Seoul to solidify coordination with Washington to end Pyongyang’s nukes

Posted March. 15, 2018 08:14,   

Updated March. 15, 2018 08:14


An official at the South Korean president office Cheong Wa Dae projected Wednesday that the resolution of the North Korean nuclear issue could be achieved in a way that severing a bigger chain automatically addresses other smaller issues. The remark was made in a response to a question on Cheong Wa Dae’s position on various ideas coming from inside and outside of the government, including discussing at the upcoming inter-Korean summit ways to declare an official end to the Korean War and signing a peace treaty, or linking the denuclearization process to easing sanctions on the North. Comparing the North Korea nuclear issue to the “Gordian Knot,” or an extremely intricate problem, the official indicated that Seoul would take a bold approach of cutting the knot at one stroke, rather than untangling it little by little.

A bold and creative approach is necessary in order to resolve such a long conundrum of the North Korean nuclear issue. As the supreme leaders of the two countries meet, any agenda can be put on the summit table, and it is possible to reach a comprehensive agreement. Such an idea was discussed and sought for in the past as well. The 2007 inter-Korean summit agreement also included the issue of leaders of the two Koreas, the United States and possibly China getting together to declare an official end to the Korean War. The 2000 North Korea-U.S. joint communique also mentioned various ways to put an official end to the war. However, all the ideas went nowhere due to the North’s failure to keep its denuclearization promise, which was the precondition for everything else.

Through the inter-Korean summit in April and the North Korea-U.S. summit in May, Seoul seems to be seeking to reach a grand agreement that would simultaneously accomplish the completion of Pyongyang’s denuclearization, the proposed peace treaty, and the diplomatic normalization between the U.S. and North Korea. It is also in line with China’s call for the simultaneous pursuit of denuclearization and peace talks with North Korea. However, Seoul should also look back on the past, in which all the agreements broke down during the process of verifying Pyongyang’s implementation of its denuclearization. Just as “carrots” to motivate the North’s complete denuclearization is important, there needs to be “sticks” with which to press the North to keep its promise. Still, there are questions as to whether Seoul is preparing such measures.

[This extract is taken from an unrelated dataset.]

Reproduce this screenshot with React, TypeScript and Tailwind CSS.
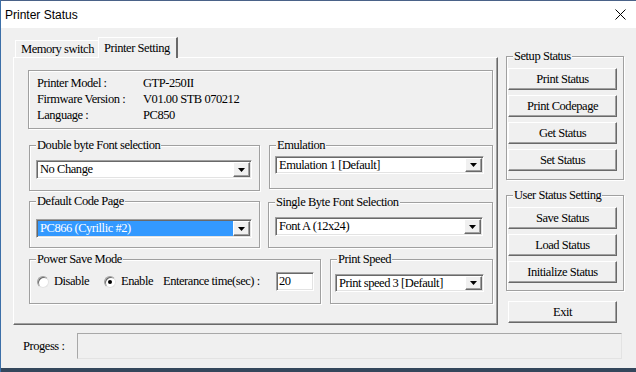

The United States is already indicating tough negotiations with the North. U.S. President Donald Trump fired his Secretary of State Rex Tillerson on Tuesday and named CIA Director Mike Pompeo as the new state secretary. Pompeo, who played a leading role behind the decision to hold North Korea-U.S. summit, is hawkish on North Korea who once indicated ousting the Kim Jong Un regime. Putting such a hardline figure at the front, President Trump expected “very positive” results to come out at the upcoming summit with Kim Jong Un, sending a clear message that he would seek satisfactory results while maintaining his maximum pressures on Pyongyang.

No matter what type of agreement is reached between the two Koreas, they would go down the drain without U.S. consent. North Korea would get away from such an agreement, leaving all the burdens on the South’s shoulders. The priority of the upcoming inter-Korean summit should be placed on reaffirming Pyongyang’s commitment to its denuclearization and getting its implementation promise. Only then can an irreversible agreement be reached at the North Korea-U.S. summit. This is why close policy coordination between Seoul and Washington is more important than ever.